Tuesday, July 29, 2008


Reading: the latest

According to John Wilson, of Books and Culture, both the LA Times and the Chicago Tribune are slimming down their book review sections significantly, as have many other major papers throughout America. Newspapers are in as much trouble as casette tapes, and they're all looking to slim down. One of the first sections to go, it seems, is the book review.

Sunday's NY Times Book Review featured a long story on reading in America, and how reading habits are changing across this country and culture. For years already, people have been saying that visual media was eroding reading ability; that's not a new argument. In the last few years, however, a counter argument has arisen: people don't likely read less than they used to, they simply read different materials; when people use the net, as I am now, they read. The NY Times article nicely summarized those arguments.

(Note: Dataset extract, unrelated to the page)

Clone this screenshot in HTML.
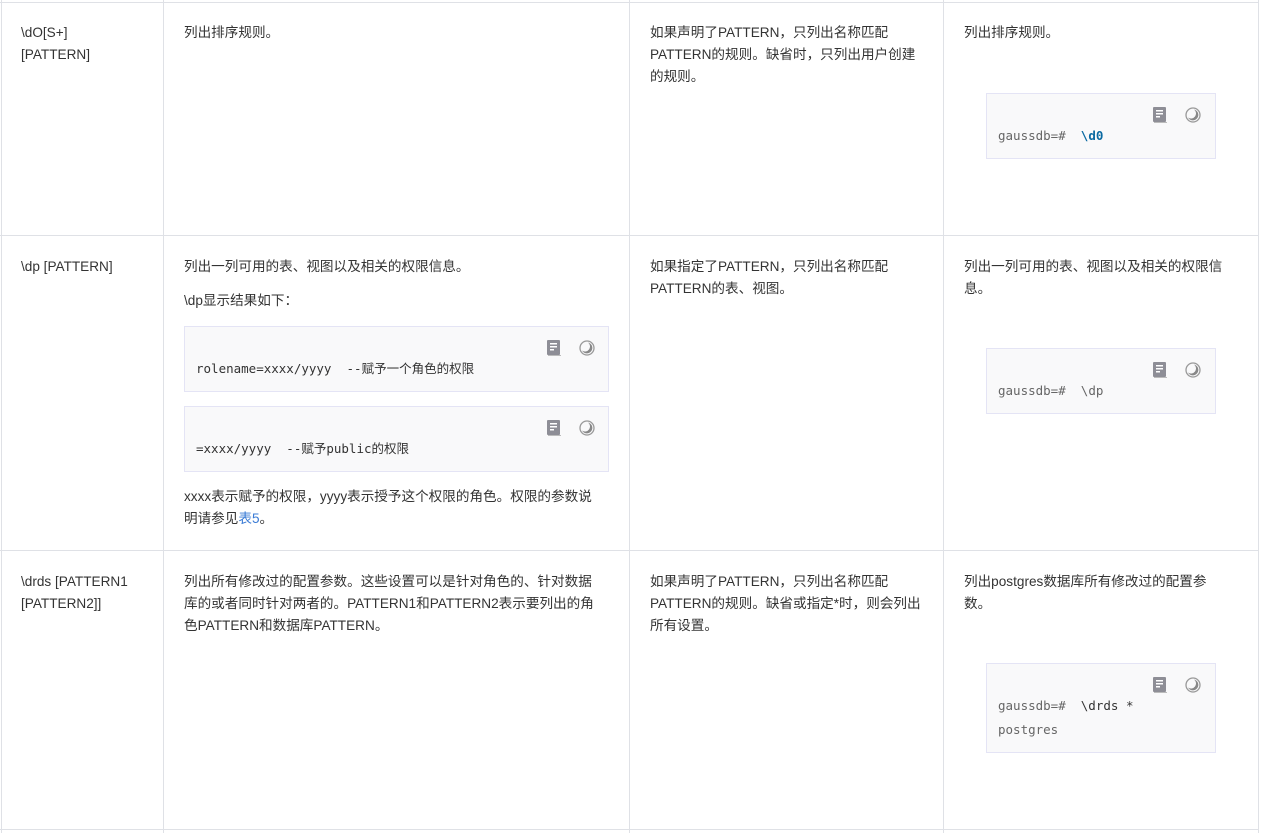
<!DOCTYPE html>
<html><head><meta charset="utf-8"><style>
body{margin:0;width:1262px;height:833px;background:#fff;position:relative;overflow:hidden;font-family:"Liberation Sans","Noto Sans CJK SC",sans-serif;font-size:13.6px;color:#333}
.v{position:absolute;top:0;width:1px;height:833px;background:#dfe1e6}
.h{position:absolute;left:0;width:1259px;height:1px;background:#dfe1e6}
.t{position:absolute;line-height:22px;white-space:nowrap}
.box{position:absolute;background:#f9f9fa;border:1px solid #e4e4f5;box-sizing:border-box}
.code{position:absolute;font-family:"DejaVu Sans Mono","Noto Sans CJK SC",monospace;font-size:12.5px;line-height:24px;white-space:pre;color:#333}
.g{color:#666}.b{color:#0b6aa2;font-weight:bold}
a{color:#3a7bd5;text-decoration:none}
</style></head><body>
<div class="v" style="left:1px"></div><div class="v" style="left:163px"></div><div class="v" style="left:629px"></div><div class="v" style="left:943px"></div><div class="v" style="left:1258px"></div>
<div class="h" style="top:2px"></div><div class="h" style="top:235px"></div><div class="h" style="top:550px"></div><div class="h" style="top:829px"></div>

<svg width="0" height="0" style="position:absolute"><defs>
<g id="icons"><rect x="0" y="0" width="13" height="15" rx="1" fill="#8e8e96"/><rect x="3" y="3" width="7" height="1.5" fill="#fff"/><rect x="3" y="6" width="7" height="1.5" fill="#fff"/><rect x="3" y="9" width="4" height="1.5" fill="#fff"/><rect x="1" y="15" width="13" height="1" fill="#bbb"/>
<circle cx="40" cy="8" r="7" fill="none" stroke="#999" stroke-width="1.3"/><path d="M41 2.5a5.5 5.5 0 1 1-6 8a5 5 0 0 0 6-8z" fill="#888"/></g></defs></svg>

<!-- row 1 -->
<div class="t" style="left:21px;top:22px">\dO[S+]<br>[PATTERN]</div>
<div class="t" style="left:184px;top:22px">列出排序规则。</div>
<div class="t" style="left:650px;top:22px">如果声明了PATTERN，只列出名称匹配<br>PATTERN的规则。缺省时，只列出用户创建<br>的规则。</div>
<div class="t" style="left:964px;top:22px">列出排序规则。</div>
<div class="box" style="left:986px;top:93px;width:230px;height:66px"><svg style="position:absolute;left:166px;top:13px" width="50" height="17"><use href="#icons"/></svg><div class="code" style="left:11px;top:30px"><span class="g">gaussdb=#</span>  <span class="b">\d0</span></div></div>

<!-- row 2 -->
<div class="t" style="left:21px;top:256px">\dp [PATTERN]</div>
<div class="t" style="left:184px;top:256px">列出一列可用的表、视图以及相关的权限信息。</div>
<div class="t" style="left:184px;top:290px">\dp显示结果如下：</div>
<div class="box" style="left:184px;top:326px;width:425px;height:66px"><svg style="position:absolute;left:362px;top:13px" width="50" height="17"><use href="#icons"/></svg><div class="code" style="left:11px;top:30px">rolename=xxxx/yyyy  --赋予一个角色的权限</div></div>
<div class="box" style="left:184px;top:406px;width:425px;height:66px"><svg style="position:absolute;left:362px;top:13px" width="50" height="17"><use href="#icons"/></svg><div class="code" style="left:11px;top:30px">=xxxx/yyyy  --赋予public的权限</div></div>
<div class="t" style="left:184px;top:486px">xxxx表示赋予的权限，yyyy表示授予这个权限的角色。权限的参数说<br>明请参见<a>表5</a>。</div>
<div class="t" style="left:650px;top:256px">如果指定了PATTERN，只列出名称匹配<br>PATTERN的表、视图。</div>
<div class="t" style="left:964px;top:256px">列出一列可用的表、视图以及相关的权限信<br>息。</div>
<div class="box" style="left:986px;top:348px;width:230px;height:66px"><svg style="position:absolute;left:166px;top:13px" width="50" height="17"><use href="#icons"/></svg><div class="code" style="left:11px;top:30px"><span class="g">gaussdb=#</span>  <span class="g">\dp</span></div></div>

<!-- row 3 -->
<div class="t" style="left:21px;top:571px">\drds [PATTERN1<br>[PATTERN2]]</div>
<div class="t" style="left:184px;top:571px">列出所有修改过的配置参数。这些设置可以是针对角色的、针对数据<br>库的或者同时针对两者的。PATTERN1和PATTERN2表示要列出的角<br>色PATTERN和数据库PATTERN。</div>
<div class="t" style="left:650px;top:571px">如果声明了PATTERN，只列出名称匹配<br>PATTERN的规则。缺省或指定*时，则会列出<br>所有设置。</div>
<div class="t" style="left:964px;top:571px">列出postgres数据库所有修改过的配置参<br>数。</div>
<div class="box" style="left:986px;top:663px;width:230px;height:90px"><svg style="position:absolute;left:166px;top:13px" width="50" height="17"><use href="#icons"/></svg><div class="code" style="left:11px;top:30px"><span class="g">gaussdb=#</span>  \drds *
<span class="g">postgres</span></div></div>
</body></html>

As a teacher, I've seen reading skills deteriorate in the last thirty years. Yet, it's very important to note that students aren't somehow dumber. They aren't. But they don't read as well.

Let me be clear: they don't read literature as well, and they don't read thoughtful books. If most of one's joy is in texting, reading even Edgar Allen Poe, whose sentences may well average 30 words, becomes a problem.

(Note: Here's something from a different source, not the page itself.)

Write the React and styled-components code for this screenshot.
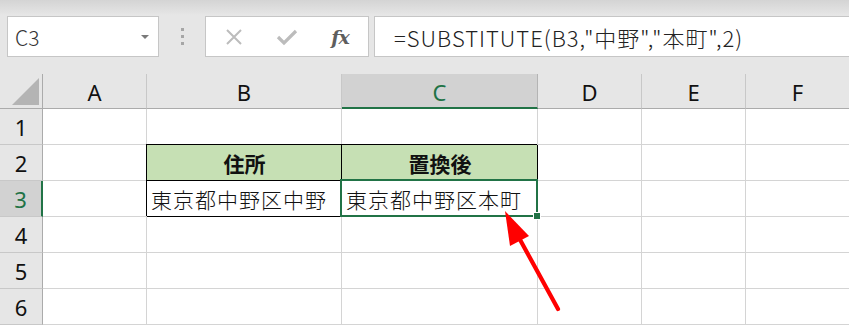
import React from "react";
import styled, { createGlobalStyle, css } from "styled-components";

const Global = createGlobalStyle`
  html, body { margin: 0; padding: 0; }
  body {
    width: 849px; height: 325px; overflow: hidden;
    background: #e6e6e6;
    font-family: "Noto Sans CJK JP", "Noto Sans", sans-serif;
  }
`;

const Page = styled.div`
  position: relative;
  width: 849px;
  height: 325px;
  overflow: hidden;
  background: linear-gradient(#d4d4d4 0px, #e2e2e2 12px, #e6e6e6 15px);
`;

const FormulaBar = styled.div`
  display: flex;
  align-items: stretch;
  height: 41px;
  padding: 16px 0 0 7px;
`;

const Box = styled.div`
  box-sizing: border-box;
  background: #fff;
  border: 1px solid #c6c6c6;
  display: flex;
  align-items: center;
`;

const NameBox = styled(Box)`
  width: 152px;
  padding: 0 0 0 7px;
  justify-content: space-between;
  font-size: 21px;
  font-weight: 300;
  color: #333;
`;

const DropArrow = styled.span`
  width: 0; height: 0;
  margin-right: 9px;
  border-left: 4px solid transparent;
  border-right: 4px solid transparent;
  border-top: 4px solid #7a7a7a;
`;

const Grip = styled.div`
  width: 46px;
  display: flex;
  flex-direction: column;
  align-items: center;
  justify-content: center;
  gap: 4px;
  span { width: 3px; height: 3px; background: #a6a6a6; }
`;

const FnBox = styled(Box)`
  width: 164px;
  padding: 0 0 0 17px;
`;

const IconSlot = styled.div`
  width: ${p => p.$w}px;
  display: flex;
  justify-content: center;
  align-items: center;
`;

const Fx = styled.span`
  font-family: "DejaVu Serif", "Liberation Serif", serif;
  font-style: italic;
  font-weight: bold;
  font-size: 19px;
  color: #5e5e5e;
  letter-spacing: -1px;
`;

const FormulaBox = styled(Box)`
  flex: 1;
  margin-left: 5px;
  margin-right: -4px;
  padding-left: 19px;
  font-size: 22px;
  font-weight: 300;
  letter-spacing: 1px;
  color: #222;
  white-space: nowrap;
`;

const Sheet = styled.div`
  margin-top: 16px;
  display: grid;
  grid-template-columns: 43px 104px 195px 196px 104px 104px 104px;
  grid-auto-rows: 36px;
`;

const Cell = styled.div`
  position: relative;
  box-sizing: border-box;
  background: #fff;
  border-right: 1px solid #d4d4d4;
  border-bottom: 1px solid #d4d4d4;
  display: flex;
  align-items: center;
  padding: 0 3px 0 4px;
  font-size: 21px;
  font-weight: 300;
  letter-spacing: 1px;
  color: #111;
  white-space: nowrap;
  ${p => p.$outlined && css`
    border-right-color: #000;
    border-bottom-color: #000;
    box-shadow: -1px -1px 0 0 #000;
  `}
  ${p => p.$head && css`
    background: #c6e0b4;
    justify-content: center;
    font-weight: bold;
    letter-spacing: 0;
  `}
  ${p => p.$selected && css`
    &::after {
      content: "";
      position: absolute;
      top: -2px; left: -2px; right: -1px; bottom: -1px;
      border: 2px solid #217346;
      pointer-events: none;
    }
  `}
`;

const FillHandle = styled.span`
  position: absolute;
  right: -4px;
  bottom: -4px;
  width: 6px;
  height: 6px;
  background: #217346;
  border: 1px solid #fff;
  z-index: 2;
`;

const Header = styled.div`
  box-sizing: border-box;
  background: ${p => (p.$active ? "#d2d2d2" : "#e6e6e6")};
  color: ${p => (p.$active ? "#217346" : "#111")};
  display: flex;
  align-items: center;
  justify-content: center;
  font-family: "Noto Sans", "Open Sans", sans-serif;
  font-size: 22px;
`;

const ColHead = styled(Header)`
  border-right: 1px solid ${p => (p.$active ? "#b4b4b4" : "#c8c8c8")};
  border-bottom: ${p => (p.$active ? "2px solid #217346" : "1px solid #ababab")};
  padding-top: 2px;
  margin-top: 1px;
`;

const RowHead = styled(Header)`
  border-right: ${p => (p.$active ? "2px solid #217346" : "1px solid #ababab")};
  border-bottom: 1px solid #c8c8c8;
`;

const Corner = styled.div`
  box-sizing: border-box;
  background: #e6e6e6;
  border-right: 1px solid #ababab;
  border-bottom: 1px solid #ababab;
  position: relative;
  margin-top: 1px;
  &::after {
    content: "";
    position: absolute;
    right: 3px;
    bottom: 3px;
    width: 0; height: 0;
    border-left: 27px solid transparent;
    border-bottom: 27px solid #b4b4b4;
  }
`;

const Arrow = styled.svg`
  position: absolute;
  left: 0;
  top: 0;
  pointer-events: none;
`;

const cols = ["A", "B", "C", "D", "E", "F"];

export default function App() {
  const rows = [1, 2, 3, 4, 5, 6];
  const content = {
    "2-B": { text: "住所", head: true, outlined: true },
    "2-C": { text: "置換後", head: true, outlined: true },
    "3-B": { text: "東京都中野区中野", outlined: true },
    "3-C": { text: "東京都中野区本町", outlined: true, selected: true },
  };
  return (
    <>
      <Global />
      <Page>
        <FormulaBar>
          <NameBox>
            C3
            <DropArrow />
          </NameBox>
          <Grip>
            <span />
            <span />
            <span />
          </Grip>
          <FnBox>
            <IconSlot $w={22}>
              <svg width="18" height="18" viewBox="0 0 18 18">
                <path d="M2 2 L16 16 M16 2 L2 16" stroke="#bcbcbc" strokeWidth="2" fill="none" />
              </svg>
            </IconSlot>
            <IconSlot $w={84}>
              <svg width="22" height="18" viewBox="0 0 22 18">
                <path d="M2 9 L8 15 L20 3" stroke="#bcbcbc" strokeWidth="3.2" fill="none" />
              </svg>
            </IconSlot>
            <IconSlot $w={22}>
              <Fx>fx</Fx>
            </IconSlot>
          </FnBox>
          <FormulaBox>=SUBSTITUTE(B3,"中野","本町",2)</FormulaBox>
        </FormulaBar>
        <Sheet>
          <Corner />
          {cols.map(c => (
            <ColHead key={c} $active={c === "C"}>{c}</ColHead>
          ))}
          {rows.map(r => (
            <React.Fragment key={r}>
              <RowHead $active={r === 3}>{r}</RowHead>
              {cols.map(c => {
                const d = content[`${r}-${c}`];
                return (
                  <Cell
                    key={c}
                    $outlined={d?.outlined}
                    $head={d?.head}
                    $selected={d?.selected}
                  >
                    {d?.text}
                    {d?.selected && <FillHandle />}
                  </Cell>
                );
              })}
            </React.Fragment>
          ))}
        </Sheet>
        <Arrow width="849" height="325" viewBox="0 0 849 325">
          <line x1="558" y1="309" x2="518" y2="236" stroke="#ff0000" strokeWidth="4.2" strokeLinecap="round" />
          <polygon points="505,211 510,246 529,236" fill="#ff0000" />
        </Arrow>
      </Page>
    </>
  );
}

What the discussion about reading in the NY Times and the demise of book review sections of major American newspapers both suggest is not so much that people don't read as much any more, as that we simply don't read what has been traditionally called "literature." Twice in the last few years, the National Endowment for the Arts has said as much. What's imperiled by the new media, more than anything, is "literature," and, well, serious reading.

It's hard not to become Chicken Little in all of this if you're a writer and literature teacher. But then, I'm coming to the end of my professional life. I'd love to know how graduate school curriculums are shaping up for the future; they must be changing. Sure as anything, we're entering a brave, new world.

But then, there's always the incredible Harry Potter phenomenon, millions of kids devouring huge novels.

Maybe things will change.

And there's this: the article about reading skills was, in fact, the most e-mailed article in the Times for two days. It's not that no one's listening--and it's not that no one's reading.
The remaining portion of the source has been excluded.